What needs to be done: Filter the entries that follow, copying every line in which the word "React" appears.

Interface markup and scripts

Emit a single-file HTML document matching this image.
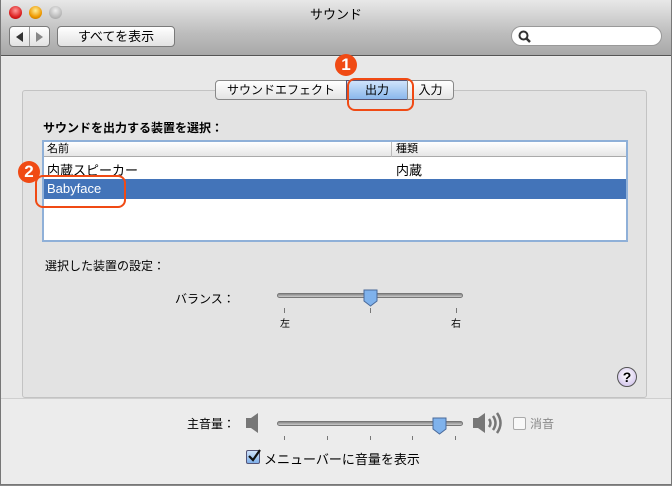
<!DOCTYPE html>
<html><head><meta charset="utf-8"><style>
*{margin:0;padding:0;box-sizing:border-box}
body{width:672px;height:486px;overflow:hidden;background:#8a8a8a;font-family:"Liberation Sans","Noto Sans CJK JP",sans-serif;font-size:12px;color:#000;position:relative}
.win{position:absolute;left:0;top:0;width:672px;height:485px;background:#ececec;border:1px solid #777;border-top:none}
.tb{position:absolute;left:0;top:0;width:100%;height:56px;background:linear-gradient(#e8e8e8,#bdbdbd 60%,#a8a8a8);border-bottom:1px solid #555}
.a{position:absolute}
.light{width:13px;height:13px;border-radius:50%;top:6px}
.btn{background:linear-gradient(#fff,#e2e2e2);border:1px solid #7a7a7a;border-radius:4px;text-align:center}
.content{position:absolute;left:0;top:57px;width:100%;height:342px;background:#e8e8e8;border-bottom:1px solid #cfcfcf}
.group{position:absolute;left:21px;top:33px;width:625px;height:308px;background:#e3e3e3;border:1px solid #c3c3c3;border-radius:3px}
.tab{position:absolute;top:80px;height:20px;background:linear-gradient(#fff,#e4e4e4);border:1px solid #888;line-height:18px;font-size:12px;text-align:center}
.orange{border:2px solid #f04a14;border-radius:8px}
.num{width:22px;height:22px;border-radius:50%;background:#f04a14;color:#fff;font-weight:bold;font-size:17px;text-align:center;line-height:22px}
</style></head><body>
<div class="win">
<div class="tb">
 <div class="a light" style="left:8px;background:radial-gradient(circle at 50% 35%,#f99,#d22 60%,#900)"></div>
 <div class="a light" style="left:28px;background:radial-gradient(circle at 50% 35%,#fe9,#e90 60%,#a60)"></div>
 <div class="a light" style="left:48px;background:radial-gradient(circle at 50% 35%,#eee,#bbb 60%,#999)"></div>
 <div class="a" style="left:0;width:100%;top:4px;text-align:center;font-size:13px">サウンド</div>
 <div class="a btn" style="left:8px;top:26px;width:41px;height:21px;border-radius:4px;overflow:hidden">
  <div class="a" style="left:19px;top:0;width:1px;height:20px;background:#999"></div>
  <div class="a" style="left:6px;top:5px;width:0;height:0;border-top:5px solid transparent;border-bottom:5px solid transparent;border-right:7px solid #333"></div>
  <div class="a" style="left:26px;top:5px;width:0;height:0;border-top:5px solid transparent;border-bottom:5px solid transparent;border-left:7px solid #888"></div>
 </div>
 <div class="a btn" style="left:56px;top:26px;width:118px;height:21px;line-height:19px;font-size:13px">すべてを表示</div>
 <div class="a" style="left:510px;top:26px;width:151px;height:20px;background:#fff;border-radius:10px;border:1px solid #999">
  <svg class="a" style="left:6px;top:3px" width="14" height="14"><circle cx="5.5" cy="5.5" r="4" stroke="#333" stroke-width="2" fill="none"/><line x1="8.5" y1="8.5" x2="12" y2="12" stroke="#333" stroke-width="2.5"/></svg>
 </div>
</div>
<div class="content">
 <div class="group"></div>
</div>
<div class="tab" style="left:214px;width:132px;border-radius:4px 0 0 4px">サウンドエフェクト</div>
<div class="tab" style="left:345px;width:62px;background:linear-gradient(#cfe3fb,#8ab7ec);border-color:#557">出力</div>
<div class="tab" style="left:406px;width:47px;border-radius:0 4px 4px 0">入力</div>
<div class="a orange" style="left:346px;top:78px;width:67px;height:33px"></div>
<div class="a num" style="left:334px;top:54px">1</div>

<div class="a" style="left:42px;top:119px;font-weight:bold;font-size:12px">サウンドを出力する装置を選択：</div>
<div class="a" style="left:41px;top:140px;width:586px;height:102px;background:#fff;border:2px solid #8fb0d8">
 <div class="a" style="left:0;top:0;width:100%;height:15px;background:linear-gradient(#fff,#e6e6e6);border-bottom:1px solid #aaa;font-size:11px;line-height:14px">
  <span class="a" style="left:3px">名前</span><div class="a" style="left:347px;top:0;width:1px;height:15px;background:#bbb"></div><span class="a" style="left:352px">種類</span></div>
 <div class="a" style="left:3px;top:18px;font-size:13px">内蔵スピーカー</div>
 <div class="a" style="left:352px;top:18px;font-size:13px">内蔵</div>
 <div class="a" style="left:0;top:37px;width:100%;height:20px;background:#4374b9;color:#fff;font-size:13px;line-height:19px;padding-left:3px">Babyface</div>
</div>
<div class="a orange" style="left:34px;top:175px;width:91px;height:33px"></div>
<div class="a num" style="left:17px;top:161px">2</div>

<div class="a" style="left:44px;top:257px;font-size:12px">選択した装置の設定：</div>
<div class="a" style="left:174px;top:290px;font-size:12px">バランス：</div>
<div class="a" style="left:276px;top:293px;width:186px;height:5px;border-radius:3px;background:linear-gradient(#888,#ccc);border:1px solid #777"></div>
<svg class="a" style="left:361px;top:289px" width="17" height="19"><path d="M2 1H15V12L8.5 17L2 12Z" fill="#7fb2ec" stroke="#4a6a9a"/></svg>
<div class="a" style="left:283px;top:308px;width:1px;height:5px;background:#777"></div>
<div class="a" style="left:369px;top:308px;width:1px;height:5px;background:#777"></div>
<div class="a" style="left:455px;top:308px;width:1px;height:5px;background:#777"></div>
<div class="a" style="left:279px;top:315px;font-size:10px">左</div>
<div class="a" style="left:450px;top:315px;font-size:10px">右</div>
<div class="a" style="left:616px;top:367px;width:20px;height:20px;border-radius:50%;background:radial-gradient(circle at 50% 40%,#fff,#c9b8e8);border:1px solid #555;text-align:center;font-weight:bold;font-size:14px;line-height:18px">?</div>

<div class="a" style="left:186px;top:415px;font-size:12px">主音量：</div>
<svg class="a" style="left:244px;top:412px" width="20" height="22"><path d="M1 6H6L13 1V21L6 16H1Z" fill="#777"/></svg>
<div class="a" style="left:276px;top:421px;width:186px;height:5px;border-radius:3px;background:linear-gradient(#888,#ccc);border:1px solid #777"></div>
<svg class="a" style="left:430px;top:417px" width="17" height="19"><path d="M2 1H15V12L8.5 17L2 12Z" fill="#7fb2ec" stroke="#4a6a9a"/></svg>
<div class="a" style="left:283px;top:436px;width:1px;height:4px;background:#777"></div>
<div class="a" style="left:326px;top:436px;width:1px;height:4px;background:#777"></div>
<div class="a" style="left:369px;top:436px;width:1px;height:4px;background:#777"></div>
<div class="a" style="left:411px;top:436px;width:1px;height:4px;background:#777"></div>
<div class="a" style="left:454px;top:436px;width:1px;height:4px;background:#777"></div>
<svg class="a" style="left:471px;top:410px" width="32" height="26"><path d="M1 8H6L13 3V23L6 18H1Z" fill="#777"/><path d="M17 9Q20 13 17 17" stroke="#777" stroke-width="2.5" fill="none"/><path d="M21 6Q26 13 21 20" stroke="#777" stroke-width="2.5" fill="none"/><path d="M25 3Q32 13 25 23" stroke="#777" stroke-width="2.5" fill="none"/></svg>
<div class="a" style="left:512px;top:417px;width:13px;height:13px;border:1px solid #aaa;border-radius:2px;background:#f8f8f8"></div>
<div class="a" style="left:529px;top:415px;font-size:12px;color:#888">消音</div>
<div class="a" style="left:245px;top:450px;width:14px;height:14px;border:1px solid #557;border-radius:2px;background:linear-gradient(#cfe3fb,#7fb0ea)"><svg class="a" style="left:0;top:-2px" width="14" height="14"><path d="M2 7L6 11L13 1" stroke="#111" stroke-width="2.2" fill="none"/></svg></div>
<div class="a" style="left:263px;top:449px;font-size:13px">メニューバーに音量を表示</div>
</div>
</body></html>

--

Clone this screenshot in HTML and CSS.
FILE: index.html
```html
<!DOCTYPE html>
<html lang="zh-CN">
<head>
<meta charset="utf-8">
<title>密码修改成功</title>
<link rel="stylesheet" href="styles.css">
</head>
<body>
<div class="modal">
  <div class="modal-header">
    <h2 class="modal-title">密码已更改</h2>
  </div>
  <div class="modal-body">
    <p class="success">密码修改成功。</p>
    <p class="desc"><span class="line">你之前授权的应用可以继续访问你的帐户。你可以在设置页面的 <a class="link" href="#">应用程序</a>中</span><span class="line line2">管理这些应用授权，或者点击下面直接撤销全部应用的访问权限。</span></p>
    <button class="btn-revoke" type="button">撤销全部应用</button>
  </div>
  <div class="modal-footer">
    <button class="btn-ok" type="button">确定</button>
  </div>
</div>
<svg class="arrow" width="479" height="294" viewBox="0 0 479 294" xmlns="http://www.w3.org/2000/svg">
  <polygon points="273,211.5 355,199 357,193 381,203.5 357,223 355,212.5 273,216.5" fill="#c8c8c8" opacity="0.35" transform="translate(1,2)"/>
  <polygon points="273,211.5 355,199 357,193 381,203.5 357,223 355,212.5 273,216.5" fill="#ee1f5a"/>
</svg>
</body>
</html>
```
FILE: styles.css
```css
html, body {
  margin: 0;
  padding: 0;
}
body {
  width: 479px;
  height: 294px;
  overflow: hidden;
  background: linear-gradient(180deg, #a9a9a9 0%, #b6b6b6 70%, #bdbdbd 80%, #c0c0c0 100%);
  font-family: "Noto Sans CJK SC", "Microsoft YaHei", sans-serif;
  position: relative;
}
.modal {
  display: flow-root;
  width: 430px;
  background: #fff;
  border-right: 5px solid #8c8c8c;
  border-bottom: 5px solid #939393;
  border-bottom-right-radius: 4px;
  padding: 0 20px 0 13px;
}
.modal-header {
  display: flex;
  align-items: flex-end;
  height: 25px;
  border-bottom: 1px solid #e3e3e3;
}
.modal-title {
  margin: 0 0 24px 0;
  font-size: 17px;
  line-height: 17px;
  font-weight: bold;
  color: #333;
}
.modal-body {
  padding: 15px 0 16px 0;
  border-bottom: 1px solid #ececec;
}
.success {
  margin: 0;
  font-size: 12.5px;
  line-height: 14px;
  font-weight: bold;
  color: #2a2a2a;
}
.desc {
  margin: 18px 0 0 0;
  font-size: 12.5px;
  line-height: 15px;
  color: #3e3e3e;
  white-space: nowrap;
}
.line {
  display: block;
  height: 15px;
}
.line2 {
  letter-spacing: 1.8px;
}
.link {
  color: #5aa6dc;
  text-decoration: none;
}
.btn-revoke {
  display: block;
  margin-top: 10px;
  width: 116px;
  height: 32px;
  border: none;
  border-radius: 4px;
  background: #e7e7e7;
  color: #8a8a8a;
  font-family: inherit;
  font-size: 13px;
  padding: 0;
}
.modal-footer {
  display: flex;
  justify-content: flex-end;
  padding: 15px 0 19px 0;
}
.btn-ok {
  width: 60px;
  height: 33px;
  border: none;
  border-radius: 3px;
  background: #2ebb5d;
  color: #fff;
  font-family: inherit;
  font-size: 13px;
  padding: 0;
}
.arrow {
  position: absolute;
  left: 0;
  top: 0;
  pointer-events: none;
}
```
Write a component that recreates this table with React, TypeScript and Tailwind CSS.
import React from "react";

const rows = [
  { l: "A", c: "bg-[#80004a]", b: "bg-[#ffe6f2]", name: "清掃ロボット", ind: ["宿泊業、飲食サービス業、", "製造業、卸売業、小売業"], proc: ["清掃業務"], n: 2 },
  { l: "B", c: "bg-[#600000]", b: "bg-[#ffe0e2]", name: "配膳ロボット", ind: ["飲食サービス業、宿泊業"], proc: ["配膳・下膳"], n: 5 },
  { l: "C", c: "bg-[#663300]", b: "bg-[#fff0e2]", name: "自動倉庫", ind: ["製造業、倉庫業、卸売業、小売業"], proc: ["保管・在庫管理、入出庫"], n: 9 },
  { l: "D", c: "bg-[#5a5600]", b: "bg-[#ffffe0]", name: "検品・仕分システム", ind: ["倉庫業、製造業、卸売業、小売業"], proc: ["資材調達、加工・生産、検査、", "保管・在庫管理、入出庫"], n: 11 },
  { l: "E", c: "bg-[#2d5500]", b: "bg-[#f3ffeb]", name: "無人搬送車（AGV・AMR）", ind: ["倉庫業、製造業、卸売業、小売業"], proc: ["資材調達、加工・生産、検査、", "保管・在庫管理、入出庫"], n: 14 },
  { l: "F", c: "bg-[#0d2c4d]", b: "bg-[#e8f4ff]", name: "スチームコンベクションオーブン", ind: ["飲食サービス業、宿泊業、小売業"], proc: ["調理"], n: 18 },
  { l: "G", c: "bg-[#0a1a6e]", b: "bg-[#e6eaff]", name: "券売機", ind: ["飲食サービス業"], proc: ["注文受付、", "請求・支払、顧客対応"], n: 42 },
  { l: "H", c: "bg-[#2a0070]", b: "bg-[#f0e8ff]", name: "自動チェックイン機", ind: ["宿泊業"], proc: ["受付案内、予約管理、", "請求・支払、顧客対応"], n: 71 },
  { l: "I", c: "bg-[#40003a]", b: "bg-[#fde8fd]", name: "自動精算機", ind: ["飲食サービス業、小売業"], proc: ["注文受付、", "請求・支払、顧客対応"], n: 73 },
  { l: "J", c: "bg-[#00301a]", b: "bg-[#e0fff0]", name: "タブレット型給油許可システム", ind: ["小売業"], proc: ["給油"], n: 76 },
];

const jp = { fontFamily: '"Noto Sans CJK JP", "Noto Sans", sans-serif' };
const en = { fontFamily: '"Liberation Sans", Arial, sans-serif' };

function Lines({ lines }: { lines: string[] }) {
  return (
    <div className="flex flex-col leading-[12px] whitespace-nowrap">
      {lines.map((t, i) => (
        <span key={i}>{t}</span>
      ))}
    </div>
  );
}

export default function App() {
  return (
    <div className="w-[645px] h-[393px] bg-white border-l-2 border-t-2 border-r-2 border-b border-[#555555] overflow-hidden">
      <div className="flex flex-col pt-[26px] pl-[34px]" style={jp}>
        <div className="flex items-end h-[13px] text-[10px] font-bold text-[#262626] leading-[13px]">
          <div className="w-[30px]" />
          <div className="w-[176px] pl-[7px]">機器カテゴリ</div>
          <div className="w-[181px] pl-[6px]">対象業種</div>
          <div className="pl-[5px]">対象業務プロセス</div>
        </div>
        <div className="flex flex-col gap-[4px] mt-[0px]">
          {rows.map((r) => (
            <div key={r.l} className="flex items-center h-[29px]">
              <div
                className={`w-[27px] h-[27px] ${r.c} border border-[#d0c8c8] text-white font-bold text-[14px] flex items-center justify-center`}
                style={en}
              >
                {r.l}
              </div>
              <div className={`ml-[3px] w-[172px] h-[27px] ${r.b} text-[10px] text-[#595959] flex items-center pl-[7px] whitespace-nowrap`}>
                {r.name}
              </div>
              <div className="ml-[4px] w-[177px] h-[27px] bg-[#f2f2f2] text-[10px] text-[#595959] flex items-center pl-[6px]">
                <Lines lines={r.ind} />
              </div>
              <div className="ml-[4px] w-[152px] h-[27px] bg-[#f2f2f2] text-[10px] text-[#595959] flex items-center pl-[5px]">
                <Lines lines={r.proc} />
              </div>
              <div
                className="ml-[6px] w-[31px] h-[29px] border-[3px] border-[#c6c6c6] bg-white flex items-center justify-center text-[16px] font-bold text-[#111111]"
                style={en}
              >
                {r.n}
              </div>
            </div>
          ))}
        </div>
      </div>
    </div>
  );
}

...

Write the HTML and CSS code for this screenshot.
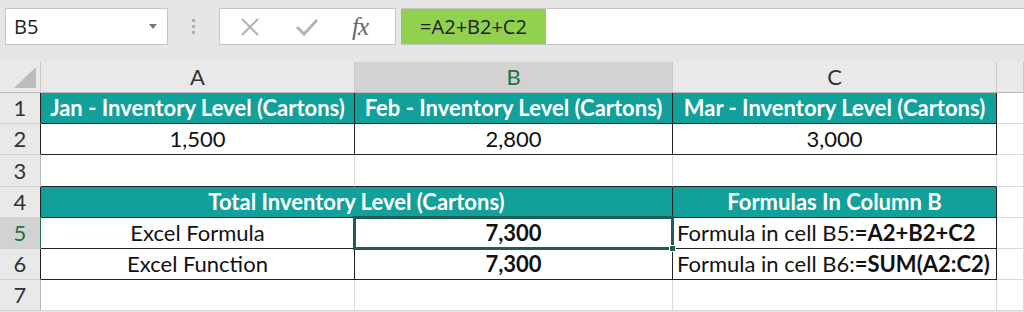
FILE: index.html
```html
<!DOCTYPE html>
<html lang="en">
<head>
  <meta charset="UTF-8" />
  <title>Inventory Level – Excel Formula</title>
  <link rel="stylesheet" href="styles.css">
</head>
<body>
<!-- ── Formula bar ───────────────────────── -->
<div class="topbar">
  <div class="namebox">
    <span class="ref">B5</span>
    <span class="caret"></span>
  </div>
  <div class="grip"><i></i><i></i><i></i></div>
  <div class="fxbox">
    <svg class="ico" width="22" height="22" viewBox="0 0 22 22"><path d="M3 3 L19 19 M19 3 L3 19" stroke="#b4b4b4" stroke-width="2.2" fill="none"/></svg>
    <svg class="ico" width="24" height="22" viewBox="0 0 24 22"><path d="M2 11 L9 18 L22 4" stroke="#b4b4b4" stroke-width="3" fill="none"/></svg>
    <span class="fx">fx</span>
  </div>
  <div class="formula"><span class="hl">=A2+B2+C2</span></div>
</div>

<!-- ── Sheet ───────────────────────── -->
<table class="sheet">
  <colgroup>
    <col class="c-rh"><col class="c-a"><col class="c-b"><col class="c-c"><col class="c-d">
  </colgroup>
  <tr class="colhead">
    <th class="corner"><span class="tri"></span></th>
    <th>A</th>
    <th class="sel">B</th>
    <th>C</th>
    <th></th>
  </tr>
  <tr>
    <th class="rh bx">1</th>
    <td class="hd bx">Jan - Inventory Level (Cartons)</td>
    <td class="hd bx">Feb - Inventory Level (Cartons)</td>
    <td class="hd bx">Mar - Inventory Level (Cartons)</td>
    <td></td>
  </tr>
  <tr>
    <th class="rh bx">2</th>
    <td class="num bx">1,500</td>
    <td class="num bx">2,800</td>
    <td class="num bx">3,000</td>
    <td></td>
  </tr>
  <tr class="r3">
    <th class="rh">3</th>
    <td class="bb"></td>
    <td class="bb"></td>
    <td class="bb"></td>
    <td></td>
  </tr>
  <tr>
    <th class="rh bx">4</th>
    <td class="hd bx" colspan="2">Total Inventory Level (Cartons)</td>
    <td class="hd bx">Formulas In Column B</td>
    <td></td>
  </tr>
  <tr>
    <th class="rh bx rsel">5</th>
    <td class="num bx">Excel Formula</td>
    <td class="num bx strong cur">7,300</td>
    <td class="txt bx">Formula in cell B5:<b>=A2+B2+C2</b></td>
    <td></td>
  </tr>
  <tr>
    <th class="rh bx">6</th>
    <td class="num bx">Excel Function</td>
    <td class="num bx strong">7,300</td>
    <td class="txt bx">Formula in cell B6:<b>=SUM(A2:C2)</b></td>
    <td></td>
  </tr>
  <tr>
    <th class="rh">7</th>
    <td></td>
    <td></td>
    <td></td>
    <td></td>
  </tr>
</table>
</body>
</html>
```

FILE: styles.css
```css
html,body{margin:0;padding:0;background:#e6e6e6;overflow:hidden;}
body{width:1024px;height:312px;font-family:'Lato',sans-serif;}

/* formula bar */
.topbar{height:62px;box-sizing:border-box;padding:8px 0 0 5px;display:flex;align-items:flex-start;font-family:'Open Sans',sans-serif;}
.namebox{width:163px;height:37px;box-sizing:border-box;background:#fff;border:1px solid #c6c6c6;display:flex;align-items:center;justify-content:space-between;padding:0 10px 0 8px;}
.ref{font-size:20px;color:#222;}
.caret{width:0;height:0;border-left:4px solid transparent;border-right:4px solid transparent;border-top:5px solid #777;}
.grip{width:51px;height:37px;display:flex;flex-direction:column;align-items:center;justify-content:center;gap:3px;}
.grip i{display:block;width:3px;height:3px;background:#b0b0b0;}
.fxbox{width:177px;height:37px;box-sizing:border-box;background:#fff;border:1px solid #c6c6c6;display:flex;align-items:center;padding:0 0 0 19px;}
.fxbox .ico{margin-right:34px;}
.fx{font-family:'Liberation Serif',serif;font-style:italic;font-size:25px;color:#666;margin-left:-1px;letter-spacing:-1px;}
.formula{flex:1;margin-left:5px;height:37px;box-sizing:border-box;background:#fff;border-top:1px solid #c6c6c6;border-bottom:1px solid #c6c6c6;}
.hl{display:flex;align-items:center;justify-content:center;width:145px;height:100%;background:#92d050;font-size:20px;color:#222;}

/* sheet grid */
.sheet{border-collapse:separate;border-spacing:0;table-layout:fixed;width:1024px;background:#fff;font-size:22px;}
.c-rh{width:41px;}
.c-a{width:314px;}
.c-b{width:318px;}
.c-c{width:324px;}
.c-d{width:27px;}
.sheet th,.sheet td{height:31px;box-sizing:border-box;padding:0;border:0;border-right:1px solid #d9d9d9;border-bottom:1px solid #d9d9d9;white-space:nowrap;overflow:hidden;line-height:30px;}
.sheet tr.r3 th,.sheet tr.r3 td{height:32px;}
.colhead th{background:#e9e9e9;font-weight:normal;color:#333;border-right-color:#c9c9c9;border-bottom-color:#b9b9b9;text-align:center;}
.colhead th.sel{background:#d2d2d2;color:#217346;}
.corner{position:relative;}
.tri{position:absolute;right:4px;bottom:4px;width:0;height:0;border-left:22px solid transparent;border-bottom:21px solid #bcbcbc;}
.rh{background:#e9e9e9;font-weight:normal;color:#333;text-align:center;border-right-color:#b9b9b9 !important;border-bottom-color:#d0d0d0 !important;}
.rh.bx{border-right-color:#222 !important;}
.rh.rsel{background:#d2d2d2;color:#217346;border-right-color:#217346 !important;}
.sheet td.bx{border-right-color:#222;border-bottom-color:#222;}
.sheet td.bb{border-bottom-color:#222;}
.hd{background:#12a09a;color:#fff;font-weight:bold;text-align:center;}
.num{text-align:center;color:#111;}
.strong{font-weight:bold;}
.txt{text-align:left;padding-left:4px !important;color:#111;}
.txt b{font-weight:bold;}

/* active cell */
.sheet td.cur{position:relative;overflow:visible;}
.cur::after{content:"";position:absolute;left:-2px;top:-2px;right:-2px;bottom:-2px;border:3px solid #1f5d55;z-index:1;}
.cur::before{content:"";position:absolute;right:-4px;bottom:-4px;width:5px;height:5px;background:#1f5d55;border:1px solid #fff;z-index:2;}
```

Output:
Write a component that recreates this table with React, TypeScript and Tailwind CSS.
import React from "react";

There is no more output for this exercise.